The story of Ashtaavakra is taken from the great ancient Indian epic, the Mahaabhaarat - MBH, G-4-Van/23, although he is mentioned in Vaalmeeki Raamaayan also, in Yuddh Kaand. When Dasharath Jee comes to Raam (V-Raamaayan, 6/119/17) to tell that He spread his fame like Ashtaavakra spread Kaahod's fame. His story takes three chapters in Mahaabhaarat. It is the story of a deformed young boy whose intelligence surpassed many old sages of his time. He was the Guru of King Janak and sage Yaagyavalkya. He was one of the 9 great Rishi, Yaagyavalkya and Gaargee were others, in King Janak's court.

Sage Uddaalak ran a school (Aashram) teaching Vaidik knowledge. Kaahod (or Kahol) was one of his best disciples. Uddaalak was so pleased with him that he got his daughter Sujaataa married to him. Sujaataa, eventually got pregnant and wanted her child to surpass all the sages of his time. So, she began to sit in the classes taught by Uddaalak and Kaahod, listening to their chanting with the unborn baby. It was one day, in a class taught by Kaahod, that the unborn baby spoke up from inside the womb, "This is not the way to chant the verse, Father." This happened at eight times. Kaahod felt insulted in front of the class and cursed, "You will be born deformed from eight places of your body." So when the child was born he was slanted from eight places of his body - two feet, two knees, two hands and chest and head. That is how he was named as Ashtaavakra.

Kaahod and Raajaa Janak
Sujaataa did not take the instance too seriously and was ambitious to have a son. She wanted more money to raise her child in the best way she could, so she asked her husband to go to King Janak who was then preparing for a fire worship ceremony (Yagya) at that time, hoping that the ceremony will bring money to the family.

When Kaahod approached the King Janak, the King received him respectfully but said with regret - "Kaahod, I am sorry, I am unable to perform the Yagya which I decided to perform several years back. A Sage Bandhi arrived here from nowhere and asked me to start the Yagya only after he is defeated in an academic discussion with the sages participating in the Yagya. His condition further included that the sages who come forth for the debate, if defeated, will be drowned in the river. So far he has killed many learned sages. Now it is up to you to take the challenge." Kaahod agreed to debate with Bandhi. Unfortunately Kaahod was also defeated by Bandhi and so he was drowned in the nearby river. Kaahod reached Varun's region. The widowed Sujaataa heard the news and repented for her actions.
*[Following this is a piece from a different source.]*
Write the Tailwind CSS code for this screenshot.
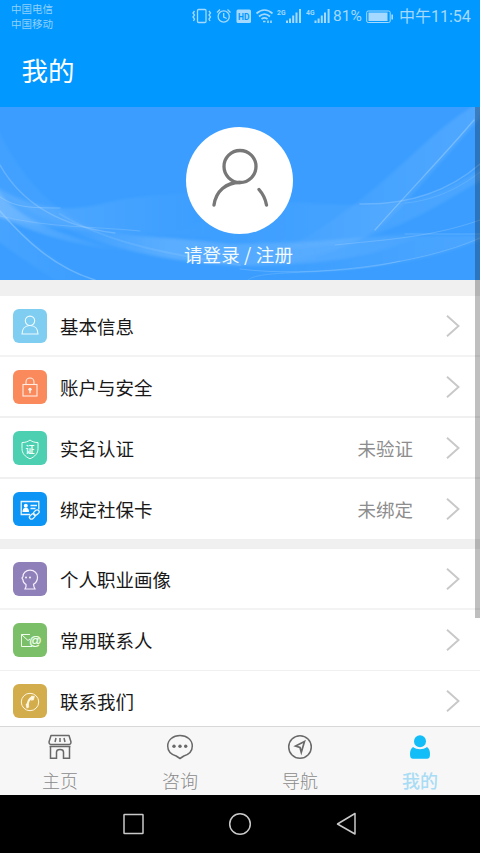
<!DOCTYPE html>
<html lang="zh-CN">
<head>
<meta charset="utf-8">
<title>我的</title>
<script src="https://cdn.jsdelivr.net/npm/@tailwindcss/browser@4"></script>
</head>
<body class="w-[480px] h-[853px] overflow-hidden bg-black font-['Noto_Sans_CJK_SC','Noto_Sans',sans-serif]">
<div class="relative flex flex-col w-[480px] h-[853px] overflow-hidden">
  <header class="h-[107px] shrink-0 bg-[#0198ff]">
    <div class="flex justify-between h-[33px] text-[#a5d9ff]">
      <div class="pl-[11px] pt-[2px] text-[10.5px] leading-[14.5px] text-[#8fd0ff]"><div>中国电信</div><div>中国移动</div></div>
      <div class="flex items-center h-[33px] pr-[10px]">
        <svg class="shrink-0 w-[142px] h-[33px]" viewBox="190 0 142 33" fill="none" stroke="#a5d9ff" stroke-width="1.3">
          <rect x="197.500" y="9.500" width="8.500" height="13" rx="1"/>
          <path d="M194.500 11l-1.500 2 1.500 2-1.500 2 1.500 2-1 2M209 11l1.500 2-1.500 2 1.500 2-1.500 2 1 2"/>
          <circle cx="223.700" cy="16.500" r="5.600"/><path d="M223.700 13v4l3 1.500M217 12.500l3-3M227.500 9.500l3 3"/>
          <rect x="236.500" y="9.500" width="14.500" height="13.500" rx="1.500" fill="#a5d9ff" stroke="none"/>
          <text x="238" y="20" font-size="9.500" font-weight="700" font-family="Roboto, sans-serif" textLength="11.500" lengthAdjust="spacingAndGlyphs" fill="#0198ff" stroke="none">HD</text>
          <path d="M256.500 13.500c5-4.500 11-4.500 16 0M259 16.500c3.500-3 7.500-3 11 0M261.500 19c2-1.600 4-1.600 6 0" stroke-width="1.700"/>
          <path d="M263 21.500h2.500M268 20.500v2.500M271 20.500v2.500" stroke-width="1.600"/>
          <g fill="#a5d9ff" stroke="none" font-size="8" font-weight="700" font-family="Roboto, sans-serif"><text x="277" y="15" textLength="8.500" lengthAdjust="spacingAndGlyphs">2G</text><text x="306" y="15" textLength="8.500" lengthAdjust="spacingAndGlyphs">4G</text></g>
          <path d="M287 20.500v2.500M290 18.500v4.500M293.200 15.500v7.500M296.500 12.500v10.500M300 9v14M315.500 20.500v2.500M318.600 18.500v4.500M321.800 15.500v7.500M325 12.500v10.500M328.600 9v14" stroke-width="2"/>
        </svg>
        <span class="shrink-0 w-[34px] pl-[1px] text-[15.500px] leading-[33px] font-[Roboto,sans-serif]">81%</span>
        <svg class="shrink-0 w-[28px] h-[14px]" viewBox="0 0 28 14" fill="none" stroke="#a5d9ff"><rect x=".7" y="1" width="23.500" height="11.500" rx="1.500"/><rect x="2.500" y="2.500" width="19" height="8.500" fill="#a5d9ff" stroke="none"/><path d="M26.200 4.500v5" stroke-width="1.600"/></svg>
        <span class="shrink-0 w-[76px] pl-[5px] text-[16px] leading-[33px] whitespace-nowrap font-[Roboto,'Noto_Sans_CJK_SC',sans-serif]">中午11:54</span>
      </div>
    </div>
    <h1 class="pl-[21.5px] pt-[18px] text-[26.5px] leading-[38px] text-white">我的</h1>
  </header>

  <section class="relative h-[173px] shrink-0 bg-[#3a9dff]">
    <svg class="absolute inset-0 w-[480px] h-[173px]" viewBox="0 107 480 173" fill="none">
      <defs>
        <linearGradient id="l" x1="0" x2="1"><stop stop-color="#a8d5ff" stop-opacity=".34"/><stop offset="1" stop-color="#a8d5ff" stop-opacity="0"/></linearGradient>
        <linearGradient id="r" x1="1" x2="0"><stop stop-color="#a8d5ff" stop-opacity=".2"/><stop offset="1" stop-color="#a8d5ff" stop-opacity="0"/></linearGradient>
        <linearGradient id="m" x1="0" x2="1"><stop stop-color="#a8d5ff" stop-opacity=".02"/><stop offset=".3" stop-color="#a8d5ff" stop-opacity=".3"/><stop offset=".6" stop-color="#a8d5ff" stop-opacity=".22"/><stop offset="1" stop-color="#a8d5ff" stop-opacity=".02"/></linearGradient>
        <filter id="soft" x="-10%" y="-20%" width="120%" height="140%"><feGaussianBlur stdDeviation="1.600"/></filter>
      </defs>
      <g filter="url(#soft)">
        <path d="M-5 122C20 180 60 220 110 234C70 230 25 215-5 187Z" fill="#a8d5ff" fill-opacity=".07"/>
        <path d="M-5 186C38 213 75 211 105 203C140 194 180 193 220 193V236C110 236 40 228-5 216Z" fill="url(#l)" fill-opacity=".65"/>
        <path d="M-5 186C20 224 65 236 130 252C70 246 20 228-5 214Z" fill="url(#l)"/>
        <path d="M-5 208C25 237 60 270 105 282H60C35 270 10 248-5 240Z" fill="url(#l)" fill-opacity=".35"/>
        <path d="M60 226C110 235 160 236 230 244C310 243 360 238 430 230C380 256 340 264 240 266C170 262 110 250 60 226Z" fill="url(#m)"/>
        <path d="M485 100C420 130 370 220 250 262C350 262 385 226 405 203L478 120Z" fill="url(#r)"/>
        <path d="M485 165C430 205 380 208 310 203C270 200 210 215 160 240L300 248C380 245 430 210 485 178Z" fill="url(#r)" fill-opacity=".8"/>
        <path d="M485 236C390 234 320 240 260 250L240 275C340 275 430 264 485 237Z" fill="url(#r)" fill-opacity=".8"/>
      </g>
      <g stroke="#b5dbff" stroke-linecap="round">
        <path d="M0 165C22 204 60 226 115 233" stroke-opacity=".3" stroke-width="1.500"/>
        <path d="M0 197C15 207 28 208 60 208" stroke-opacity=".35"/>
        <path d="M0 211C25 240 55 268 95 280" stroke-opacity=".36" stroke-width="1.500"/>
        <path d="M0 216C50 228 90 226 140 231" stroke-opacity=".25"/>
        <path d="M60 214C110 245 180 256 240 265" stroke-opacity=".15" stroke-width="2"/>
        <path d="M474 120C440 160 410 190 375 230" stroke-opacity=".4" stroke-width="1.200"/>
        <path d="M480 164C450 190 410 205 360 204" stroke-opacity=".3" stroke-width="1.500"/>
        <path d="M480 172C450 196 420 202 405 203" stroke-opacity=".2"/>
        <path d="M480 220C430 238 380 240 335 245M480 234H405M480 238C420 265 310 278 240 269" stroke-opacity=".28"/>
        <path d="M248 280C260 268 340 277 400 261" stroke-opacity=".2"/>
      </g>
    </svg>
    <div class="relative flex flex-col items-center pt-[20px] pr-[1px]">
      <div class="flex justify-center w-[107px] h-[107px] rounded-full bg-white">
        <svg class="w-[107px] h-[107px]" viewBox="186 127 107 107" fill="none" stroke="#777" stroke-width="3.300" stroke-linecap="round"><circle cx="240" cy="166.500" r="16"/><path d="M214 205C216 191 226 182.500 240 182.500M259 189.500C263 194 265.500 199 266.500 205"/></svg>
      </div>
      <div class="mt-[7px] pr-[2px] text-[18.5px] leading-[27px] text-[#f2faff] whitespace-nowrap tracking-[.15px]">请登录 / 注册</div>
    </div>
  </section>

  <main class="h-[446px] shrink-0 overflow-hidden bg-[#f0f0f0] pt-[16px] text-[18.5px] text-[#181818]">
    <div class="flex flex-col">
      <div class="flex items-center h-[61px] bg-white border-b-2 border-[#f3f3f3] pl-[13px] pr-[20px]">
        <svg class="w-[34px] h-[34px]" viewBox="0 0 34 34" fill="none" stroke="#eefaff" stroke-width="1.100"><rect width="34" height="34" rx="6" fill="#7fcdf1" stroke="none"/><circle cx="17" cy="11.800" r="4.700"/><path d="M9 25c0-5 3-8.500 8-8.500s8 3.500 8 8.500z"/></svg>
        <span class="ml-[13px] pt-[2px] grow">基本信息</span>
        <svg class="w-[14px] h-[22px]" viewBox="0 0 14 22" fill="none" stroke="#c8c8c8" stroke-width="1.900"><path d="M1 .8L12.500 11 1 21.200"/></svg>
      </div>
      <div class="flex items-center h-[61px] bg-white border-b-2 border-[#f0f0f0] pl-[13px] pr-[20px]">
        <svg class="w-[34px] h-[34px]" viewBox="0 0 34 34" fill="none" stroke="#ffece2" stroke-width="1.100"><rect width="34" height="34" rx="6" fill="#fa8a5c" stroke="none"/><rect x="10" y="14.500" width="14" height="11.500"/><path d="M13 14.500V12a4 4 0 0 1 8 0v2.500"/><circle cx="17" cy="19.300" r="1.600" fill="#fff" stroke="none"/><path d="M17 19v4.300" stroke-width="1.500"/></svg>
        <span class="ml-[13px] pt-[2px] grow">账户与安全</span>
        <svg class="w-[14px] h-[22px]" viewBox="0 0 14 22" fill="none" stroke="#c8c8c8" stroke-width="1.900"><path d="M1 .8L12.500 11 1 21.200"/></svg>
      </div>
      <div class="flex items-center h-[61px] bg-white border-b-2 border-[#f0f0f0] pl-[13px] pr-[20px]">
        <svg class="w-[34px] h-[34px]" viewBox="0 0 34 34" fill="none" stroke="#e9fff8" stroke-width="1"><rect width="34" height="34" rx="6" fill="#4dd0b1" stroke="none"/><path d="M17 9c-2.500 2-5 2.500-8 2.500v6c0 5 3 8 8 10.300 5-2.300 8-5.300 8-10.300v-6c-3 0-5.500-.5-8-2.500z"/><text x="12.500" y="21.500" font-size="9" font-weight="700" fill="#f2fffb" stroke="none">证</text></svg>
        <span class="ml-[13px] pt-[2px] grow">实名认证</span>
        <span class="mr-[33px] pt-[2px] text-[#8d8d8d]">未验证</span>
        <svg class="w-[14px] h-[22px]" viewBox="0 0 14 22" fill="none" stroke="#c8c8c8" stroke-width="1.900"><path d="M1 .8L12.500 11 1 21.200"/></svg>
      </div>
      <div class="flex items-center h-[61px] bg-white border-b border-[#f0f0f0] pl-[13px] pr-[20px]">
        <svg class="w-[34px] h-[34px]" viewBox="0 0 34 34" fill="none" stroke="#eaf6ff" stroke-width="1.300"><rect width="34" height="34" rx="6" fill="#0c95f5" stroke="none"/><path d="M17 22.500H8.200V9.500h17.600v8"/><circle cx="12.800" cy="13.700" r="2" fill="#fff" stroke="none"/><path d="M9.500 20c0-3 1.300-4.300 3.300-4.300s3.200 1.300 3.200 4.300z" fill="#fff" stroke="none"/><path d="M17.500 13.500h6.500M17.500 16.500h5"/><rect x="-2" y="-3.300" width="4" height="6.300" rx="2" transform="translate(23.200 20.700) rotate(48)"/><rect x="-2" y="-3.300" width="4" height="6.300" rx="2" transform="translate(19.200 24.500) rotate(48)"/></svg>
        <span class="ml-[13px] pt-[2px] grow">绑定社保卡</span>
        <span class="mr-[33px] pt-[2px] text-[#8d8d8d]">未绑定</span>
        <svg class="w-[14px] h-[22px]" viewBox="0 0 14 22" fill="none" stroke="#c8c8c8" stroke-width="1.900"><path d="M1 .8L12.500 11 1 21.200"/></svg>
      </div>
    </div>
    <div class="flex flex-col mt-[9px]">
      <div class="flex items-center h-[61px] bg-white border-b-2 border-[#f3f3f3] pl-[13px] pr-[20px]">
        <svg class="w-[34px] h-[34px]" viewBox="0 0 34 34" fill="none" stroke="#f5efff" stroke-width="1.200"><rect width="34" height="34" rx="6" fill="#8f80b9" stroke="none"/><path d="M13 22.500c-2.200-1.300-3-3-3-4.500L9 16l1-1.500c0-3.500 3-6.300 7-6.300 4.500 0 7.500 3 7.500 7 0 3-1.500 5.600-4 7l.5 2.500 1 2.300H12l1-2.300z"/><circle cx="13" cy="15.500" r=".9" fill="#fff" stroke="none"/><circle cx="17" cy="15.500" r=".9" fill="#fff" stroke="none"/></svg>
        <span class="ml-[13px] pt-[2px] grow">个人职业画像</span>
        <svg class="w-[14px] h-[22px]" viewBox="0 0 14 22" fill="none" stroke="#c8c8c8" stroke-width="1.900"><path d="M1 .8L12.500 11 1 21.200"/></svg>
      </div>
      <div class="flex items-center h-[61px] bg-white border-b border-[#f0f0f0] pl-[13px] pr-[20px]">
        <svg class="w-[34px] h-[34px]" viewBox="0 0 34 34" fill="none" stroke="#f0ffec" stroke-width="1"><rect width="34" height="34" rx="6" fill="#7cbf69" stroke="none"/><path d="M17 11.500H8.500v12H19M8.500 11.500l6.500 6 2-1.500"/><text x="16" y="22" font-size="12.500" font-family="Liberation Sans, sans-serif" fill="#f0ffec" stroke="#f0ffec" stroke-width=".25">@</text></svg>
        <span class="ml-[13px] pt-[2px] grow">常用联系人</span>
        <svg class="w-[14px] h-[22px]" viewBox="0 0 14 22" fill="none" stroke="#c8c8c8" stroke-width="1.900"><path d="M1 .8L12.500 11 1 21.200"/></svg>
      </div>
      <div class="flex items-center h-[61px] bg-white pl-[13px] pr-[20px]">
        <svg class="w-[34px] h-[34px] mb-[1px]" viewBox="0 0 34 34" fill="none" stroke="#fff7e3"><rect width="34" height="34" rx="6" fill="#d3ac4b" stroke="none"/><circle cx="17" cy="18" r="8.700"/><path d="M19.500 13c-3.500 1.800-5 5.500-5 9.500" stroke-width="2"/><path d="M18.500 12l3 .3-1 3.700-2.300.3zM13 20l2.300-.3.500 3.500-2 1z" fill="#fff7e3" stroke-width=".5"/></svg>
        <span class="ml-[13px] pt-[1px] grow">联系我们</span>
        <svg class="w-[14px] h-[22px] mb-[2px]" viewBox="0 0 14 22" fill="none" stroke="#c8c8c8" stroke-width="1.900"><path d="M1 .8L12.500 11 1 21.200"/></svg>
      </div>
    </div>
  </main>

  <nav class="grid grid-cols-4 h-[69px] shrink-0 bg-[#f7f7f7] border-t border-[#d8d8d8] text-[18px] leading-[24px] text-[#8a8a8a] font-light">
    <div class="flex flex-col items-center pt-[7px]">
      <svg class="w-[28px] h-[28px] mb-[6px]" viewBox="46 734 28 28" fill="none" stroke="#696969" stroke-width="1.500"><path d="M51 735.500h18l2 6.500c0 3-2.500 2.500-2.500 2.500h-17s-2.500.5-2.500-2.500z" stroke-linejoin="round"/><path d="M56 738l-1 4M60 738v4M64 738l1 4M49.500 746.500h21M50.500 747v11.300h6V752c0-3.500 7-3.500 7 0v6.300h6V747"/></svg>
      <span>主页</span>
    </div>
    <div class="flex flex-col items-center pt-[7px]">
      <svg class="w-[28px] h-[28px] mb-[6px]" viewBox="166 734 28 28" fill="none" stroke="#696969" stroke-width="1.500"><path d="M180 735.500c7 0 12.300 4.500 12.300 10.500 0 5.500-3.500 8.500-8.500 10L180 758.500l-3.800-2.500c-5-1.500-8.500-4.500-8.500-10 0-6 5.300-10.500 12.300-10.500z" stroke-linejoin="round"/><g fill="#696969" stroke="none"><circle cx="174" cy="746.300" r="1.700"/><circle cx="180" cy="746.300" r="1.700"/><circle cx="185.700" cy="746.300" r="1.700"/></g></svg>
      <span>咨询</span>
    </div>
    <div class="flex flex-col items-center pt-[7px]">
      <svg class="w-[28px] h-[28px] mb-[6px]" viewBox="286 734 28 28" fill="none" stroke="#696969" stroke-width="1.500"><circle cx="300" cy="747" r="11.300"/><path d="M304.500 741.500l-9 4.500 4.500 1.500 1.300 4.800z" stroke-width="1.700"/></svg>
      <span>导航</span>
    </div>
    <div class="flex flex-col items-center pt-[7px]">
      <svg class="w-[28px] h-[28px] mb-[6px]" viewBox="406 734 28 28" fill="#13bdf7"><circle cx="420" cy="741.200" r="6"/><path d="M413 747c4 3 10 3 14 0 2 1.300 3 4 3 7 0 3.500-1 4.700-3 4.700h-14c-2 0-3-1.200-3-4.700 0-3 1-5.700 3-7z"/></svg>
      <span class="text-[#a9dcf5] font-medium">我的</span>
    </div>
  </nav>

  <footer class="flex justify-center h-[58px] shrink-0 bg-black">
    <svg class="w-[240px] h-[58px]" viewBox="120 795 240 58" fill="none" stroke="#c9c9c9" stroke-width="1.500" stroke-linejoin="round"><rect x="124" y="814.500" width="19" height="19" rx=".5"/><circle cx="240" cy="824" r="10.300"/><path d="M337.500 824l17.500-10.500v20.500z"/></svg>
  </footer>
  <div class="absolute right-0 top-[107px] w-[5px] h-[511px] bg-black/25"></div>
</div>
</body>
</html>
A few months later she gave birth to a boy who was deformed at eight joints as cursed by his father, so he was named as Ashtaavakra. He got his education from his grandfather (Naanaa) Uddaalak Muni. Ashtaavakra was extremely intelligent and his grandfather loved him very dearly and was very proud of him. When Ashtaavakra was only twelve, he finished all that he needed to know from his grandfather. He also heard about the fate of his father and the Yagya of the King Janak which still remained unfinished as no one could defeat Bandhi.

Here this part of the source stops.